=== Instruction ===
Reproduce each line that includes the word "React".

====

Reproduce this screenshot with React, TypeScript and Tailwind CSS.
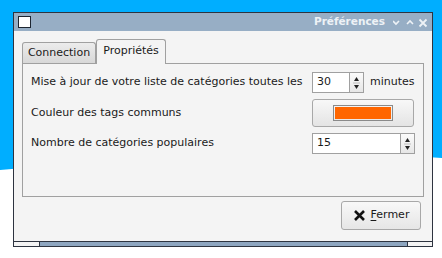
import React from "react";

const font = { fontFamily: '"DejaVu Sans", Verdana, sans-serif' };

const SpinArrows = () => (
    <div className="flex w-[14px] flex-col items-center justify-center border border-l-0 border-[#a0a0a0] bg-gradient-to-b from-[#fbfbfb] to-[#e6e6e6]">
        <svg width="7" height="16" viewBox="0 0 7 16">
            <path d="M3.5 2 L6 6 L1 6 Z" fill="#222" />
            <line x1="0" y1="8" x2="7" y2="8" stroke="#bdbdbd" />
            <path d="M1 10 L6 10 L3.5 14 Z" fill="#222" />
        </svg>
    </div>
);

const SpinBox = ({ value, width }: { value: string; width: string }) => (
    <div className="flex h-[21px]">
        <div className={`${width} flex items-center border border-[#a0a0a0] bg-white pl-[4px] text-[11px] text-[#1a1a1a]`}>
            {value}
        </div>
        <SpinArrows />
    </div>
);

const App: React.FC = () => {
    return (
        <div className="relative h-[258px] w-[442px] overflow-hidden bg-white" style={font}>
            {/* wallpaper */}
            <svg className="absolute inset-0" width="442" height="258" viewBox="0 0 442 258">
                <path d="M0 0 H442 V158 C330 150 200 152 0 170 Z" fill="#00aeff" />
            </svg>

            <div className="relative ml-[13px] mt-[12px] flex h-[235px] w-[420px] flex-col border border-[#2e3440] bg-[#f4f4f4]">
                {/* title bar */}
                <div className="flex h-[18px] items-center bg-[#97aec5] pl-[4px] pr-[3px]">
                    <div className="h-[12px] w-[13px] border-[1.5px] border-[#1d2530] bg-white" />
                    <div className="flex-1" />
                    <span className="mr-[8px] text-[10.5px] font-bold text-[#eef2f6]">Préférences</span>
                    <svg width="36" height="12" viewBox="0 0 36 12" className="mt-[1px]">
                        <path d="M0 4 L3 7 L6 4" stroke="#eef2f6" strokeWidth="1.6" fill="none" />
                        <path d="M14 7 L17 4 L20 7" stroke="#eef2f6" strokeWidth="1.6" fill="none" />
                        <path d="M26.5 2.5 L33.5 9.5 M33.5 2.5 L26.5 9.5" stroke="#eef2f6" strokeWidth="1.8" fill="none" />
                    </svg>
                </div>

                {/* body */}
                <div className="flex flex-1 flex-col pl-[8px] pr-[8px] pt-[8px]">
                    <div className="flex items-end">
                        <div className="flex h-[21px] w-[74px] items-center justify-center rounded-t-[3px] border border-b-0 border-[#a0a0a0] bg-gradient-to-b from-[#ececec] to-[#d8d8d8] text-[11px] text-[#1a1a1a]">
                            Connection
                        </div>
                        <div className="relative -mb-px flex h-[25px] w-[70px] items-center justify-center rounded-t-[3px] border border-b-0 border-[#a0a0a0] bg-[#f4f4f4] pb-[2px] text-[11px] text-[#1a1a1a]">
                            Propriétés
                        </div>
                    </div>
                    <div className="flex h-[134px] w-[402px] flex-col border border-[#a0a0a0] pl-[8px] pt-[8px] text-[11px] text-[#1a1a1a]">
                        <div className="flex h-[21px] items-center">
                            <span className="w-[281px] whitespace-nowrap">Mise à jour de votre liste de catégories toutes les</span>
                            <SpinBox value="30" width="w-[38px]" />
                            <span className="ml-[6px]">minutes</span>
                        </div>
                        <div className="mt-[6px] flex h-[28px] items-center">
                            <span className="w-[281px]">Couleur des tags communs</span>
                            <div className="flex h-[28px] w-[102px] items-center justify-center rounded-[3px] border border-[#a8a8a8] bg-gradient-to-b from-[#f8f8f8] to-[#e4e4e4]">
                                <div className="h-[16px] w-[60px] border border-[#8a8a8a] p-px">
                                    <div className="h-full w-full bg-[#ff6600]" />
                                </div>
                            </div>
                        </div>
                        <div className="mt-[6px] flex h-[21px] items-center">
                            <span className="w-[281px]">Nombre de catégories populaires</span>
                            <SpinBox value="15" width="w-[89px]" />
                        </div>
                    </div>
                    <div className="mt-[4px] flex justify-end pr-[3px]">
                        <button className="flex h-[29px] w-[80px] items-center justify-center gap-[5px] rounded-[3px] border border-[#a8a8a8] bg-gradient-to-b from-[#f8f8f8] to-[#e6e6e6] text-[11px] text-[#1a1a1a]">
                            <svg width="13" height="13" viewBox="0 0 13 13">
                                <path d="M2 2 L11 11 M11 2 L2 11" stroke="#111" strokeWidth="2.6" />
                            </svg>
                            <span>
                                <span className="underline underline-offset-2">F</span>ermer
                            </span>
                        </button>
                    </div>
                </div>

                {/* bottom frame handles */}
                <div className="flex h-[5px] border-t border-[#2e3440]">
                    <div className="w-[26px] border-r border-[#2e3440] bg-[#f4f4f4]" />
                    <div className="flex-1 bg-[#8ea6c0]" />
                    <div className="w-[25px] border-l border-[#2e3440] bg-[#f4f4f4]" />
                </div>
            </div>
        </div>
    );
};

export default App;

====

=== Problem solution ===
Reproduce this screenshot with React, TypeScript and Tailwind CSS.
import React from "react";
const App: React.FC = () => {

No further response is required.